WHAT NEEDS TO BE DONE
Type out the complete listing below word for word, without its pictures.

DATASET CONTENT
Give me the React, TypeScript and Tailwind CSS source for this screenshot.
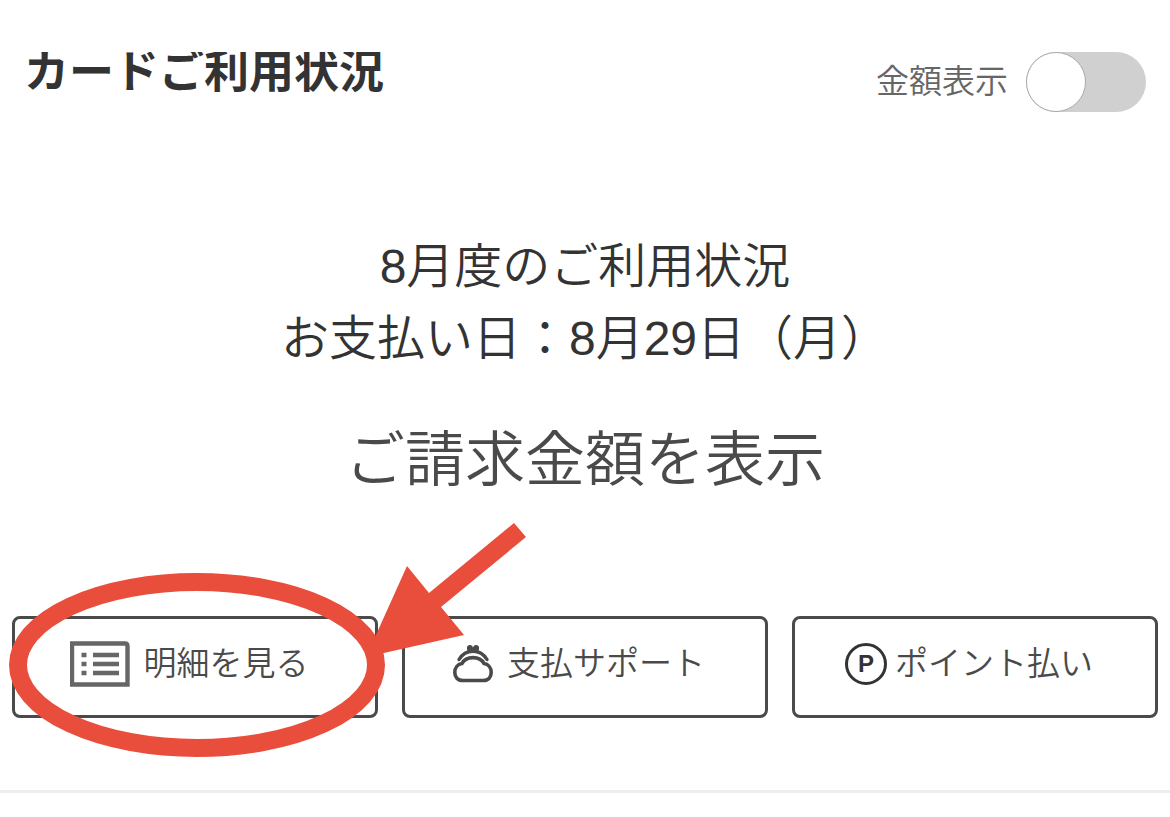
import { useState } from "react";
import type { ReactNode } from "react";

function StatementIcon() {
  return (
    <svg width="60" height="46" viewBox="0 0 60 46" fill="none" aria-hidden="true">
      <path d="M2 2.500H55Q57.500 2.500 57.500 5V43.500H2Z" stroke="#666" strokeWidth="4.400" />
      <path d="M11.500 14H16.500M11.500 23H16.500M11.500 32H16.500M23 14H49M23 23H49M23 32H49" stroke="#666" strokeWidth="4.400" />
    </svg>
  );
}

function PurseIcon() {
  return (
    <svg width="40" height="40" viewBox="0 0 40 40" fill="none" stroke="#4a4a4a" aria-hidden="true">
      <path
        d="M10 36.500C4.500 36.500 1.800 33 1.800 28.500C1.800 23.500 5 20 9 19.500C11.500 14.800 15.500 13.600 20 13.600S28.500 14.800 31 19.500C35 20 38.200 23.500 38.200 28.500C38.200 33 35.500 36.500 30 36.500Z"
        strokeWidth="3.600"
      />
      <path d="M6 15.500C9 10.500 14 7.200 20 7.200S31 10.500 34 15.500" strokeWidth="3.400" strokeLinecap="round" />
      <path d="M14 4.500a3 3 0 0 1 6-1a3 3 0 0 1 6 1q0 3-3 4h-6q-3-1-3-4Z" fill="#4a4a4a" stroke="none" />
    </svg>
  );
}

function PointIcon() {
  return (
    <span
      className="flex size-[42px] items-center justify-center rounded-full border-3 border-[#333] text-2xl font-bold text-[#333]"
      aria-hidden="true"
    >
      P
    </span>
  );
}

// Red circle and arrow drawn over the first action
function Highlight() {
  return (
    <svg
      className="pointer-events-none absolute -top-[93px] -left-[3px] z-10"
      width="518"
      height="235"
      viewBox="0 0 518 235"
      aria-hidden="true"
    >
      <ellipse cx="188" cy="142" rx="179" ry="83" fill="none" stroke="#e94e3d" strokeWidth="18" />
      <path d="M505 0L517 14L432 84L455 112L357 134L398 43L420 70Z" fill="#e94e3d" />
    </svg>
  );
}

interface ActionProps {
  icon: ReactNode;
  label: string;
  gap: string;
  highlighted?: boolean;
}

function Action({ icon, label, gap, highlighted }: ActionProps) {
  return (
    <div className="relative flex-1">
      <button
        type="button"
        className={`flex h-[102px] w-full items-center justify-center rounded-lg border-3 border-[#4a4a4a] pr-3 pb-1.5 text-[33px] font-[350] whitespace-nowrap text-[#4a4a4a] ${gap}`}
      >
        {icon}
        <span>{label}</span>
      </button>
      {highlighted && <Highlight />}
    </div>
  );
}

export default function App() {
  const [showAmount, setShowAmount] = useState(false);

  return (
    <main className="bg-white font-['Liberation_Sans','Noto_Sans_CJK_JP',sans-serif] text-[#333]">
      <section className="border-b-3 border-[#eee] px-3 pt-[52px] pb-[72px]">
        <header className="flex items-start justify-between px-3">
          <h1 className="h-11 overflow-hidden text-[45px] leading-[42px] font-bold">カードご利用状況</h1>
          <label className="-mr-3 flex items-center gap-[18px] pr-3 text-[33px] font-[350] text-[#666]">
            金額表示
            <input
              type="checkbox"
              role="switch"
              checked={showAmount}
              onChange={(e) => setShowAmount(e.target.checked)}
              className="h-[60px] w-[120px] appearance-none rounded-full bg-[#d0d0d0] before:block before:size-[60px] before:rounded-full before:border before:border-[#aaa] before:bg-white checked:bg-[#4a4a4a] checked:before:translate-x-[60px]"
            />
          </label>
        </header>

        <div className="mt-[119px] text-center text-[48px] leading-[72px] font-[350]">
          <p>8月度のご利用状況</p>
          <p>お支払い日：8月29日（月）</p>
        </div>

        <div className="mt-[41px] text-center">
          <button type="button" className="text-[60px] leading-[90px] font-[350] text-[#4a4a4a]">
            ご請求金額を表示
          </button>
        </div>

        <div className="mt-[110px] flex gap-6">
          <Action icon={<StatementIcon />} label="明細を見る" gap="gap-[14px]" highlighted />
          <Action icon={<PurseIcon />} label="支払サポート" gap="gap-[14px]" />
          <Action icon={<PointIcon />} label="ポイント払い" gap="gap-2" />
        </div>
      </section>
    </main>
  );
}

OUTPUT FOR THIS TASK
Give me the React, TypeScript and Tailwind CSS source for this screenshot.
import { useState } from "react";
import type { ReactNode } from "react";

function StatementIcon() {
  return (
    <svg width="60" height="46" viewBox="0 0 60 46" fill="none" aria-hidden="true">
      <path d="M2 2.500H55Q57.500 2.500 57.500 5V43.500H2Z" stroke="#666" strokeWidth="4.400" />
      <path d="M11.500 14H16.500M11.500 23H16.500M11.500 32H16.500M23 14H49M23 23H49M23 32H49" stroke="#666" strokeWidth="4.400" />
    </svg>
  );
}

function PurseIcon() {
  return (
    <svg width="40" height="40" viewBox="0 0 40 40" fill="none" stroke="#4a4a4a" aria-hidden="true">
      <path
        d="M10 36.500C4.500 36.500 1.800 33 1.800 28.500C1.800 23.500 5 20 9 19.500C11.500 14.800 15.500 13.600 20 13.600S28.500 14.800 31 19.500C35 20 38.200 23.500 38.200 28.500C38.200 33 35.500 36.500 30 36.500Z"
        strokeWidth="3.600"
      />
      <path d="M6 15.500C9 10.500 14 7.200 20 7.200S31 10.500 34 15.500" strokeWidth="3.400" strokeLinecap="round" />
      <path d="M14 4.500a3 3 0 0 1 6-1a3 3 0 0 1 6 1q0 3-3 4h-6q-3-1-3-4Z" fill="#4a4a4a" stroke="none" />
    </svg>
  );
}

function PointIcon() {
  return (
    <span
      className="flex size-[42px] items-center justify-center rounded-full border-3 border-[#333] text-2xl font-bold text-[#333]"
      aria-hidden="true"
    >
      P
    </span>
  );
}

// Red circle and arrow drawn over the first action
function Highlight() {
  return (
    <svg
      className="pointer-events-none absolute -top-[93px] -left-[3px] z-10"
      width="518"
      height="235"
      viewBox="0 0 518 235"
      aria-hidden="true"
    >
      <ellipse cx="188" cy="142" rx="179" ry="83" fill="none" stroke="#e94e3d" strokeWidth="18" />
      <path d="M505 0L517 14L432 84L455 112L357 134L398 43L420 70Z" fill="#e94e3d" />
    </svg>
  );
}

interface ActionProps {
  icon: ReactNode;
  label: string;
  gap: string;
  highlighted?: boolean;
}

function Action({ icon, label, gap, highlighted }: ActionProps) {
  return (
    <div className="relative flex-1">
      <button
        type="button"
        className={`flex h-[102px] w-full items-center justify-center rounded-lg border-3 border-[#4a4a4a] pr-3 pb-1.5 text-[33px] font-[350] whitespace-nowrap text-[#4a4a4a] ${gap}`}
      >
        {icon}
        <span>{label}</span>
      </button>
      {highlighted && <Highlight />}
    </div>
  );
}

export default function App() {
  const [showAmount, setShowAmount] = useState(false);

  return (
    <main className="bg-white font-['Liberation_Sans','Noto_Sans_CJK_JP',sans-serif] text-[#333]">
      <section className="border-b-3 border-[#eee] px-3 pt-[52px] pb-[72px]">
        <header className="flex items-start justify-between px-3">
          <h1 className="h-11 overflow-hidden text-[45px] leading-[42px] font-bold">カードご利用状況</h1>
          <label className="-mr-3 flex items-center gap-[18px] pr-3 text-[33px] font-[350] text-[#666]">
            金額表示
            <input
              type="checkbox"
              role="switch"
              checked={showAmount}
              onChange={(e) => setShowAmount(e.target.checked)}
              className="h-[60px] w-[120px] appearance-none rounded-full bg-[#d0d0d0] before:block before:size-[60px] before:rounded-full before:border before:border-[#aaa] before:bg-white checked:bg-[#4a4a4a] checked:before:translate-x-[60px]"
            />
          </label>
        </header>

        <div className="mt-[119px] text-center text-[48px] leading-[72px] font-[350]">
          <p>8月度のご利用状況</p>
          <p>お支払い日：8月29日（月）</p>
        </div>

        <div className="mt-[41px] text-center">
          <button type="button" className="text-[60px] leading-[90px] font-[350] text-[#4a4a4a]">
            ご請求金額を表示
          </button>
        </div>

        <div className="mt-[110px] flex gap-6">
          <Action icon={<StatementIcon />} label="明細を見る" gap="gap-[14px]" highlighted />
          <Action icon={<PurseIcon />} label="支払サポート" gap="gap-[14px]" />
          <Action icon={<PointIcon />} label="ポイント払い" gap="gap-2" />
        </div>
      </section>
    </main>
  );
}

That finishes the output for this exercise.